Another made an effort, briefly, to defend the scapegoat. Yes, Peter drew his sword. But when he found that futile, he instead went off to hide. In fact, he three times denied he had anything whatever to do with Jesus. “I tell you, I don’t even know the man!” And then, of course, the cock crowed.
Only one of the apostles stayed with the scapegoat, and exposed himself to the violence. John stood with Mary at the very foot of the Cross, till the bitter end.
Girard calls us to follow John’s painful, difficult path. To cling to the innocent victim, and stand in solidarity. And to comfort him that he’s not alone. To rebuke the angry mob in silent courage, and prick the consciences of cowards.
And that was my conclusion. I pointed out that the innocent boys were doing exactly what John did. They were standing in solidarity with the group most violently scapegoated today: our unborn brothers and sisters. And so they became scapegoats too. First a mob of racist black hatemongers mobbed them for an hour while they waited for a bus. Then a professional agitator banged a drum in their faces, which set the stage for a national “two minutes of hate” (in Orwell’s words).
Not just leftists but rightists, not just pagans but Christians, rushed to judgment. Their own bishop, their school, and even the March for Life at first denounced them. Because, you see, these boys belonged to other groups with burgeoning scapegoat status: whites, males, and faithful Christians. Those terrified of joining them on the firing line instead rushed to signal their virtue, and collect their 30 pieces of silver. Or at least to disclaim them.
Be Like John
Then the cock crowed. The real video emerged, and we saw their utter innocence of the vicious charges the mob had piled. A lot of people were ashamed of themselves, and rightly so.
But here Barron and Dreher came to different answers than I did. In his piece, Barron says nothing about our duty to rally around the scapegoat. He merely warns us against the rush to judgment. He’d have us stand safely and prudently far from the scene of violence. For his part, Dreher saw the problem but proposed no clear response other than to refer to the “Benedict Option.” But this “Benedict Option,” as The Stream has pointed out before, urges a retreat from the “culture wars.” That would be the death of the prolife movement. If we had listened to Dreher writing in TIME a few days after Obergefell, we would have stopped voting Republican.

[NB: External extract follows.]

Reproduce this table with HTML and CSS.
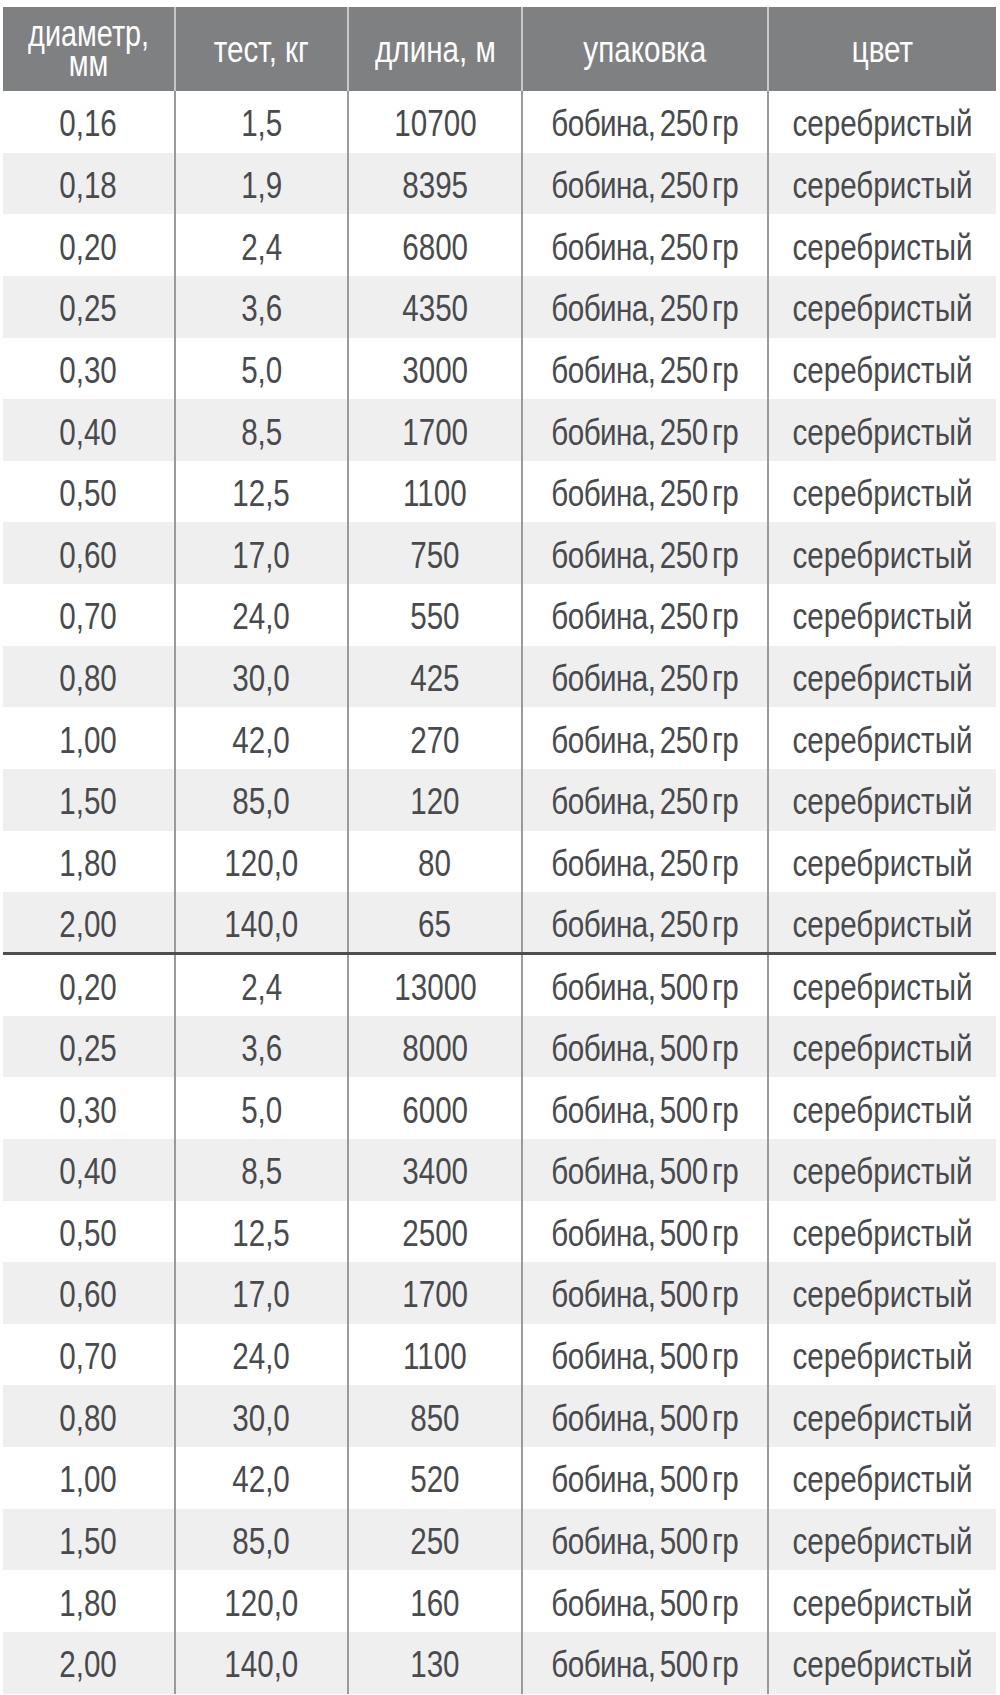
FILE: index.html
```html
<!DOCTYPE html>
<html lang="ru">
<head>
<meta charset="utf-8">
<link rel="stylesheet" href="styles.css">
</head>
<body>
<table class="spec">
  <colgroup>
    <col class="c1"><col class="c2"><col class="c3"><col class="c4"><col class="c5">
  </colgroup>
  <thead>
    <tr>
      <th class="small"><span>диаметр,<br>мм</span></th>
      <th><span>тест, кг</span></th>
      <th><span>длина, м</span></th>
      <th><span>упаковка</span></th>
      <th><span>цвет</span></th>
    </tr>
  </thead>
  <tbody>
    <tr><td><span>0,16</span></td><td><span>1,5</span></td><td><span>10700</span></td><td class="pack"><span>бобина, 250 гр</span></td><td><span>серебристый</span></td></tr>
    <tr><td><span>0,18</span></td><td><span>1,9</span></td><td><span>8395</span></td><td class="pack"><span>бобина, 250 гр</span></td><td><span>серебристый</span></td></tr>
    <tr><td><span>0,20</span></td><td><span>2,4</span></td><td><span>6800</span></td><td class="pack"><span>бобина, 250 гр</span></td><td><span>серебристый</span></td></tr>
    <tr><td><span>0,25</span></td><td><span>3,6</span></td><td><span>4350</span></td><td class="pack"><span>бобина, 250 гр</span></td><td><span>серебристый</span></td></tr>
    <tr><td><span>0,30</span></td><td><span>5,0</span></td><td><span>3000</span></td><td class="pack"><span>бобина, 250 гр</span></td><td><span>серебристый</span></td></tr>
    <tr><td><span>0,40</span></td><td><span>8,5</span></td><td><span>1700</span></td><td class="pack"><span>бобина, 250 гр</span></td><td><span>серебристый</span></td></tr>
    <tr><td><span>0,50</span></td><td><span>12,5</span></td><td><span>1100</span></td><td class="pack"><span>бобина, 250 гр</span></td><td><span>серебристый</span></td></tr>
    <tr><td><span>0,60</span></td><td><span>17,0</span></td><td><span>750</span></td><td class="pack"><span>бобина, 250 гр</span></td><td><span>серебристый</span></td></tr>
    <tr><td><span>0,70</span></td><td><span>24,0</span></td><td><span>550</span></td><td class="pack"><span>бобина, 250 гр</span></td><td><span>серебристый</span></td></tr>
    <tr><td><span>0,80</span></td><td><span>30,0</span></td><td><span>425</span></td><td class="pack"><span>бобина, 250 гр</span></td><td><span>серебристый</span></td></tr>
    <tr><td><span>1,00</span></td><td><span>42,0</span></td><td><span>270</span></td><td class="pack"><span>бобина, 250 гр</span></td><td><span>серебристый</span></td></tr>
    <tr><td><span>1,50</span></td><td><span>85,0</span></td><td><span>120</span></td><td class="pack"><span>бобина, 250 гр</span></td><td><span>серебристый</span></td></tr>
    <tr><td><span>1,80</span></td><td><span>120,0</span></td><td><span>80</span></td><td class="pack"><span>бобина, 250 гр</span></td><td><span>серебристый</span></td></tr>
    <tr><td><span>2,00</span></td><td><span>140,0</span></td><td><span>65</span></td><td class="pack"><span>бобина, 250 гр</span></td><td><span>серебристый</span></td></tr>
  </tbody>
  <tbody class="second">
    <tr><td><span>0,20</span></td><td><span>2,4</span></td><td><span>13000</span></td><td class="pack"><span>бобина, 500 гр</span></td><td><span>серебристый</span></td></tr>
    <tr><td><span>0,25</span></td><td><span>3,6</span></td><td><span>8000</span></td><td class="pack"><span>бобина, 500 гр</span></td><td><span>серебристый</span></td></tr>
    <tr><td><span>0,30</span></td><td><span>5,0</span></td><td><span>6000</span></td><td class="pack"><span>бобина, 500 гр</span></td><td><span>серебристый</span></td></tr>
    <tr><td><span>0,40</span></td><td><span>8,5</span></td><td><span>3400</span></td><td class="pack"><span>бобина, 500 гр</span></td><td><span>серебристый</span></td></tr>
    <tr><td><span>0,50</span></td><td><span>12,5</span></td><td><span>2500</span></td><td class="pack"><span>бобина, 500 гр</span></td><td><span>серебристый</span></td></tr>
    <tr><td><span>0,60</span></td><td><span>17,0</span></td><td><span>1700</span></td><td class="pack"><span>бобина, 500 гр</span></td><td><span>серебристый</span></td></tr>
    <tr><td><span>0,70</span></td><td><span>24,0</span></td><td><span>1100</span></td><td class="pack"><span>бобина, 500 гр</span></td><td><span>серебристый</span></td></tr>
    <tr><td><span>0,80</span></td><td><span>30,0</span></td><td><span>850</span></td><td class="pack"><span>бобина, 500 гр</span></td><td><span>серебристый</span></td></tr>
    <tr><td><span>1,00</span></td><td><span>42,0</span></td><td><span>520</span></td><td class="pack"><span>бобина, 500 гр</span></td><td><span>серебристый</span></td></tr>
    <tr><td><span>1,50</span></td><td><span>85,0</span></td><td><span>250</span></td><td class="pack"><span>бобина, 500 гр</span></td><td><span>серебристый</span></td></tr>
    <tr><td><span>1,80</span></td><td><span>120,0</span></td><td><span>160</span></td><td class="pack"><span>бобина, 500 гр</span></td><td><span>серебристый</span></td></tr>
    <tr><td><span>2,00</span></td><td><span>140,0</span></td><td><span>130</span></td><td class="pack"><span>бобина, 500 гр</span></td><td><span>серебристый</span></td></tr>
  </tbody>
</table>
</body>
</html>
```

FILE: styles.css
```css
html, body {
  margin: 0;
  padding: 0;
  background: #ffffff;
}

body {
  padding: 7px 4px 0 3px;
  font-family: "Liberation Sans", Arial, sans-serif;
}

.spec {
  width: 993px;
  table-layout: fixed;
  border-collapse: collapse;
  border-spacing: 0;
}

.c1 { width: 172px; }
.c2 { width: 173px; }
.c3 { width: 174px; }
.c4 { width: 246px; }
.c5 { width: 228px; }

.spec span {
  display: inline-block;
  transform: scaleX(0.8);
  transform-origin: center center;
  white-space: nowrap;
}

.spec th {
  height: 84px;
  padding: 0;
  background: #7f8082;
  color: #ffffff;
  font-weight: normal;
  font-size: 37px;
  line-height: 1;
  text-align: center;
  vertical-align: middle;
  border-left: 2px solid #c6c7c9;
}

.spec th:first-child {
  border-left: none;
}

.spec th.small {
  font-size: 36px;
  line-height: 30px;
}

.spec td {
  height: 61.65px;
  padding: 4px 0 0 0;
  box-sizing: border-box;
  color: #494a4e;
  font-size: 37px;
  line-height: 1;
  text-align: center;
  vertical-align: middle;
  border-left: 2px solid #9a9a9c;
  white-space: nowrap;
}

.spec td:first-child {
  border-left: none;
}

.spec td.pack span {
  letter-spacing: -0.7px;
  word-spacing: -4px;
}

.spec tbody tr:nth-child(even) td {
  background: #efefef;
}

.spec tbody tr:nth-child(odd) td {
  background: #ffffff;
}

.spec .second tr:first-child td {
  border-top: 3px solid #4e4e50;
}
```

Instead, we might be looking inward, growing organic veggies and singing hymns while we waited for the authorities to come and take our children.
Imagine if faithful Christians had crawled in Dreher’s hidey-hole in the 2016 election. How would the Covington Boys be faring under a President Clinton? We remember how Obama’s IRS tried to bankrupt tiny pro-life groups through abusive audits. We saw how his HHS tried to close down little convents of Catholic nuns for refusing to hand out abortion pills. How would a much more ruthless President Clinton have responded to this incident? The Covington Boys, their school, maybe even the March for Life would be facing civil rights charges. They’d beat the rap eventually, emerging deep in debt and forever disgraced. Because that’s what scapegoat-hunters always do to their victims.
Perhaps Dreher is starting to change his mind. I hope so. In any case, if we would stand with the vulnerable and the helpless, we must do it politically, too. The pro-life movement, as I’ve written before, is first a political movement. It aims to help good candidates and damage bad ones. To promote just laws, and repeal wicked ones. Whatever other spiritual and cultural aims we’ve attached to it, the politics is central. That’s because a key aspect of the evil we’re dealing with is political, as slavery was: a set of cruel, vicious statutes imposed by Caesar, and aimed at innocent victims — and thus, in the end, at Christ.